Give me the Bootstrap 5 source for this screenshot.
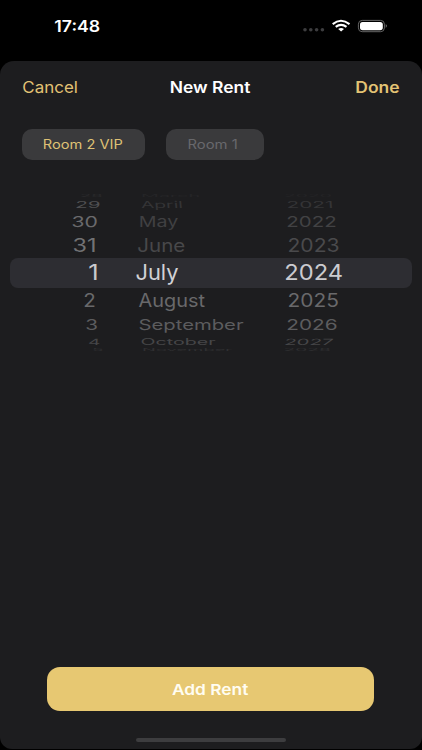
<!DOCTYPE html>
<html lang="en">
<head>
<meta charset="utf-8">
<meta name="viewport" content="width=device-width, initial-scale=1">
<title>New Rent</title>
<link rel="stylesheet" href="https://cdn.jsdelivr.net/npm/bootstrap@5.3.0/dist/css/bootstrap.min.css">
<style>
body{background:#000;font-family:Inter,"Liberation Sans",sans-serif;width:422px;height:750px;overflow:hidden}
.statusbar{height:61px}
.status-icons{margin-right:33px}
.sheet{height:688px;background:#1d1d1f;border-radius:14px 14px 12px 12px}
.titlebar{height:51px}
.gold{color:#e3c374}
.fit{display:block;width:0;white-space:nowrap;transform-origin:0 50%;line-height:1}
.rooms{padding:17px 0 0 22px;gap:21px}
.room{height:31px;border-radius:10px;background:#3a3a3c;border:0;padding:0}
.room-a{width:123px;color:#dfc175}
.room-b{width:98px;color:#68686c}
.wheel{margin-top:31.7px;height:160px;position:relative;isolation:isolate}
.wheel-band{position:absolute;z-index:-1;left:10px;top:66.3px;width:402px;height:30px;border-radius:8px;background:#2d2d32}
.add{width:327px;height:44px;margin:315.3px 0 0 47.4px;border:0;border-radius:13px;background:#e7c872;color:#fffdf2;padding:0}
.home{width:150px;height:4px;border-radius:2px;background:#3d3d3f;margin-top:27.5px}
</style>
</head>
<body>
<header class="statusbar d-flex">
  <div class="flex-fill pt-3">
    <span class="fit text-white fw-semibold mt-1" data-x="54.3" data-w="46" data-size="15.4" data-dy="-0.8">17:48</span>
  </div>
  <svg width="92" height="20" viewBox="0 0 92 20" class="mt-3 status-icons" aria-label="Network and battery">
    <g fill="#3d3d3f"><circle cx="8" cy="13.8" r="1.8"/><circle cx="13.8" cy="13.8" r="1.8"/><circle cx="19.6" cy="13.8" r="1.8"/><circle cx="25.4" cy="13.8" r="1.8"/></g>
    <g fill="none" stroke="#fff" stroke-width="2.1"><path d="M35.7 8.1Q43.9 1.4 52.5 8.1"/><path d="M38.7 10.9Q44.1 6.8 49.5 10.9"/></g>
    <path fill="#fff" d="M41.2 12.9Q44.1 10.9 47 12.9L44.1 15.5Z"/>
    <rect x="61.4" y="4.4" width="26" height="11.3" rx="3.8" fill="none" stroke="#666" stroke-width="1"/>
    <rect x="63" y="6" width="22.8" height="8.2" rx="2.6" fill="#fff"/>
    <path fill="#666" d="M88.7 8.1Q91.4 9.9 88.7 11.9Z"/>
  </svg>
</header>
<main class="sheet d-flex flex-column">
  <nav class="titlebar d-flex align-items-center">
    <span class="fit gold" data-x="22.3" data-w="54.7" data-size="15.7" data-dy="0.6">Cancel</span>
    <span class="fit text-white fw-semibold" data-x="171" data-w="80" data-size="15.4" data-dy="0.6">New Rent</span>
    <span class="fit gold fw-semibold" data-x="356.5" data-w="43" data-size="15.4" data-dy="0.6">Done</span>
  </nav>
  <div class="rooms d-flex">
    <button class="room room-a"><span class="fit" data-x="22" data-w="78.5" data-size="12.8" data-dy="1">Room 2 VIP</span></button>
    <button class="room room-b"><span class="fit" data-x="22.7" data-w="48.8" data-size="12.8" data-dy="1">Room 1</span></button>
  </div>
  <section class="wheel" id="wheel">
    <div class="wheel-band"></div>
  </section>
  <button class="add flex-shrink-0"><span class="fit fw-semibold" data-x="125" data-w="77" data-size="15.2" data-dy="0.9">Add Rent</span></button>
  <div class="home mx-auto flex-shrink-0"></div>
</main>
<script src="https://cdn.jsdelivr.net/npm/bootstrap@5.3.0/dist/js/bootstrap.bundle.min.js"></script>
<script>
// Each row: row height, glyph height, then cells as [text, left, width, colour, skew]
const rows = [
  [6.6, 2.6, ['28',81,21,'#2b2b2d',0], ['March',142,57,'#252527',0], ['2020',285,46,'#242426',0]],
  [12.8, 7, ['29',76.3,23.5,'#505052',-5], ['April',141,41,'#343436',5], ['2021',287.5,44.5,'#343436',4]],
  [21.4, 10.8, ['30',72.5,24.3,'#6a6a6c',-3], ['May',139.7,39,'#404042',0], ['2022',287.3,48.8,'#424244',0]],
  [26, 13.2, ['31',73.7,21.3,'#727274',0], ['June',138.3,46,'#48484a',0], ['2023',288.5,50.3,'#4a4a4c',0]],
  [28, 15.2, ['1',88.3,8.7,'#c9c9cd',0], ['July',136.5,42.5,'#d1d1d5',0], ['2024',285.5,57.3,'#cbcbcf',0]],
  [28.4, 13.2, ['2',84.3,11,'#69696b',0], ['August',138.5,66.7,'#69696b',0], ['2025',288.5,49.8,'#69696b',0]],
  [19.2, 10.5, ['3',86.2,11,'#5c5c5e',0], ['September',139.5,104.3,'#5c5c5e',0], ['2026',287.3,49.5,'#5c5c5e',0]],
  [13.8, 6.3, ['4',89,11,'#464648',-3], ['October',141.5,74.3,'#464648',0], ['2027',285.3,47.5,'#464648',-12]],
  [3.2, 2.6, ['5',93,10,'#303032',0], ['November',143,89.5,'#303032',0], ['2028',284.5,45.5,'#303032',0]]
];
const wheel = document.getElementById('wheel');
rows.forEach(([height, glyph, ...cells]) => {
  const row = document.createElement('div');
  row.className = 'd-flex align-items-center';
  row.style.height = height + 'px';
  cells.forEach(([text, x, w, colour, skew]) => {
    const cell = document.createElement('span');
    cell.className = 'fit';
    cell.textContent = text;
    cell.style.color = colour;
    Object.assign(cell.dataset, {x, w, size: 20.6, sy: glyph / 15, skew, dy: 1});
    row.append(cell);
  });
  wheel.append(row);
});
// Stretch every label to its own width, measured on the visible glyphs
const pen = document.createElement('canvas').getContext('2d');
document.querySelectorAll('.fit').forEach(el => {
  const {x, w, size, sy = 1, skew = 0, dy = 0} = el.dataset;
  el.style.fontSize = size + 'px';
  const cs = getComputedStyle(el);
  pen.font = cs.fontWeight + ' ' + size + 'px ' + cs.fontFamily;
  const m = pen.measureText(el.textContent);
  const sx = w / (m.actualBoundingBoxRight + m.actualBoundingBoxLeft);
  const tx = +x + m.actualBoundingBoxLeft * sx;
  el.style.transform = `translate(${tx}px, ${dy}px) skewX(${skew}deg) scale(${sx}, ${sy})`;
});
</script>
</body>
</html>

### Problem requirements
The listing above needs to be output again exactly. Don't include the pictures.

### Response to the task
Give me the Bootstrap 5 source for this screenshot.
<!DOCTYPE html>
<html lang="en">
<head>
<meta charset="utf-8">
<meta name="viewport" content="width=device-width, initial-scale=1">
<title>New Rent</title>
<link rel="stylesheet" href="https://cdn.jsdelivr.net/npm/bootstrap@5.3.0/dist/css/bootstrap.min.css">
<style>
body{background:#000;font-family:Inter,"Liberation Sans",sans-serif;width:422px;height:750px;overflow:hidden}
.statusbar{height:61px}
.status-icons{margin-right:33px}
.sheet{height:688px;background:#1d1d1f;border-radius:14px 14px 12px 12px}
.titlebar{height:51px}
.gold{color:#e3c374}
.fit{display:block;width:0;white-space:nowrap;transform-origin:0 50%;line-height:1}
.rooms{padding:17px 0 0 22px;gap:21px}
.room{height:31px;border-radius:10px;background:#3a3a3c;border:0;padding:0}
.room-a{width:123px;color:#dfc175}
.room-b{width:98px;color:#68686c}
.wheel{margin-top:31.7px;height:160px;position:relative;isolation:isolate}
.wheel-band{position:absolute;z-index:-1;left:10px;top:66.3px;width:402px;height:30px;border-radius:8px;background:#2d2d32}
.add{width:327px;height:44px;margin:315.3px 0 0 47.4px;border:0;border-radius:13px;background:#e7c872;color:#fffdf2;padding:0}
.home{width:150px;height:4px;border-radius:2px;background:#3d3d3f;margin-top:27.5px}
</style>
</head>
<body>
<header class="statusbar d-flex">
  <div class="flex-fill pt-3">
    <span class="fit text-white fw-semibold mt-1" data-x="54.3" data-w="46" data-size="15.4" data-dy="-0.8">17:48</span>
  </div>
  <svg width="92" height="20" viewBox="0 0 92 20" class="mt-3 status-icons" aria-label="Network and battery">
    <g fill="#3d3d3f"><circle cx="8" cy="13.8" r="1.8"/><circle cx="13.8" cy="13.8" r="1.8"/><circle cx="19.6" cy="13.8" r="1.8"/><circle cx="25.4" cy="13.8" r="1.8"/></g>
    <g fill="none" stroke="#fff" stroke-width="2.1"><path d="M35.7 8.1Q43.9 1.4 52.5 8.1"/><path d="M38.7 10.9Q44.1 6.8 49.5 10.9"/></g>
    <path fill="#fff" d="M41.2 12.9Q44.1 10.9 47 12.9L44.1 15.5Z"/>
    <rect x="61.4" y="4.4" width="26" height="11.3" rx="3.8" fill="none" stroke="#666" stroke-width="1"/>
    <rect x="63" y="6" width="22.8" height="8.2" rx="2.6" fill="#fff"/>
    <path fill="#666" d="M88.7 8.1Q91.4 9.9 88.7 11.9Z"/>
  </svg>
</header>
<main class="sheet d-flex flex-column">
  <nav class="titlebar d-flex align-items-center">
    <span class="fit gold" data-x="22.3" data-w="54.7" data-size="15.7" data-dy="0.6">Cancel</span>
    <span class="fit text-white fw-semibold" data-x="171" data-w="80" data-size="15.4" data-dy="0.6">New Rent</span>
    <span class="fit gold fw-semibold" data-x="356.5" data-w="43" data-size="15.4" data-dy="0.6">Done</span>
  </nav>
  <div class="rooms d-flex">
    <button class="room room-a"><span class="fit" data-x="22" data-w="78.5" data-size="12.8" data-dy="1">Room 2 VIP</span></button>
    <button class="room room-b"><span class="fit" data-x="22.7" data-w="48.8" data-size="12.8" data-dy="1">Room 1</span></button>
  </div>
  <section class="wheel" id="wheel">
    <div class="wheel-band"></div>
  </section>
  <button class="add flex-shrink-0"><span class="fit fw-semibold" data-x="125" data-w="77" data-size="15.2" data-dy="0.9">Add Rent</span></button>
  <div class="home mx-auto flex-shrink-0"></div>
</main>
<script src="https://cdn.jsdelivr.net/npm/bootstrap@5.3.0/dist/js/bootstrap.bundle.min.js"></script>
<script>
// Each row: row height, glyph height, then cells as [text, left, width, colour, skew]
const rows = [
  [6.6, 2.6, ['28',81,21,'#2b2b2d',0], ['March',142,57,'#252527',0], ['2020',285,46,'#242426',0]],
  [12.8, 7, ['29',76.3,23.5,'#505052',-5], ['April',141,41,'#343436',5], ['2021',287.5,44.5,'#343436',4]],
  [21.4, 10.8, ['30',72.5,24.3,'#6a6a6c',-3], ['May',139.7,39,'#404042',0], ['2022',287.3,48.8,'#424244',0]],
  [26, 13.2, ['31',73.7,21.3,'#727274',0], ['June',138.3,46,'#48484a',0], ['2023',288.5,50.3,'#4a4a4c',0]],
  [28, 15.2, ['1',88.3,8.7,'#c9c9cd',0], ['July',136.5,42.5,'#d1d1d5',0], ['2024',285.5,57.3,'#cbcbcf',0]],
  [28.4, 13.2, ['2',84.3,11,'#69696b',0], ['August',138.5,66.7,'#69696b',0], ['2025',288.5,49.8,'#69696b',0]],
  [19.2, 10.5, ['3',86.2,11,'#5c5c5e',0], ['September',139.5,104.3,'#5c5c5e',0], ['2026',287.3,49.5,'#5c5c5e',0]],
  [13.8, 6.3, ['4',89,11,'#464648',-3], ['October',141.5,74.3,'#464648',0], ['2027',285.3,47.5,'#464648',-12]],
  [3.2, 2.6, ['5',93,10,'#303032',0], ['November',143,89.5,'#303032',0], ['2028',284.5,45.5,'#303032',0]]
];
const wheel = document.getElementById('wheel');
rows.forEach(([height, glyph, ...cells]) => {
  const row = document.createElement('div');
  row.className = 'd-flex align-items-center';
  row.style.height = height + 'px';
  cells.forEach(([text, x, w, colour, skew]) => {
    const cell = document.createElement('span');
    cell.className = 'fit';
    cell.textContent = text;
    cell.style.color = colour;
    Object.assign(cell.dataset, {x, w, size: 20.6, sy: glyph / 15, skew, dy: 1});
    row.append(cell);
  });
  wheel.append(row);
});
// Stretch every label to its own width, measured on the visible glyphs
const pen = document.createElement('canvas').getContext('2d');
document.querySelectorAll('.fit').forEach(el => {
  const {x, w, size, sy = 1, skew = 0, dy = 0} = el.dataset;
  el.style.fontSize = size + 'px';
  const cs = getComputedStyle(el);
  pen.font = cs.fontWeight + ' ' + size + 'px ' + cs.fontFamily;
  const m = pen.measureText(el.textContent);
  const sx = w / (m.actualBoundingBoxRight + m.actualBoundingBoxLeft);
  const tx = +x + m.actualBoundingBoxLeft * sx;
  el.style.transform = `translate(${tx}px, ${dy}px) skewX(${skew}deg) scale(${sx}, ${sy})`;
});
</script>
</body>
</html>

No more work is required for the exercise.